Central to this approach is the use of detailed trade performance analytics to evaluate execution quality across strategies, venues, and market conditions. These insights support ongoing dialogue with clients around execution decisions, the impact of order instructions, and opportunities to refine execution strategies over time. Governance and oversight are reinforced through dedicated forums that link execution data directly to challenge, escalation, and remediation where required.
In this way, Integrated Trading Solutions provides a practical framework for meeting regulatory expectations while supporting clients in navigating an increasingly complex execution landscape - where best execution is demonstrated not just at the point of trade, but through continuous measurement, review, and engagement.
Conclusion
The FCA’s 2025 review reflects clear progress since 2014, driven in part by regulatory change, technological advancement, and increased market transparency.
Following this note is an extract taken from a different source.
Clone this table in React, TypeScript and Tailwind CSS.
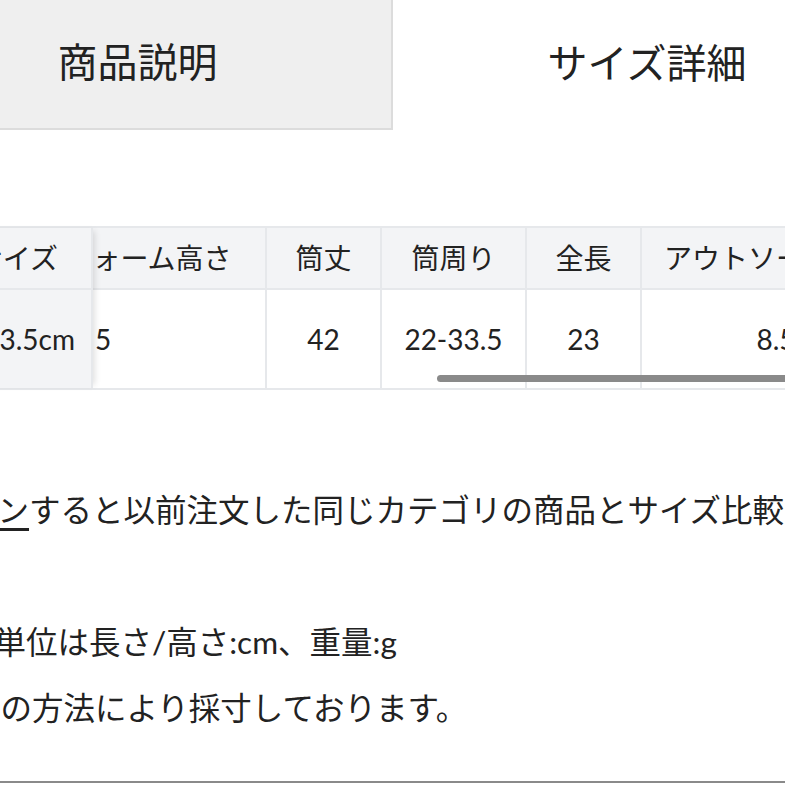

At the same time, the review reinforces regulatory expectations around governance, data-driven monitoring, and active management of conflicts of interest.
As supervisory engagement continues, firms should expect best execution to remain a focal point of FCA discussions. With rapid developments in automation and artificial intelligence, future reviews may emerge more quickly than the decade-long gap between the last two. Firms that continue to invest in robust frameworks and transparent client engagement will be best placed to meet evolving expectations.
[1] Best execution in UK listed cash equities - wholesale banks. Published 12 December 2025.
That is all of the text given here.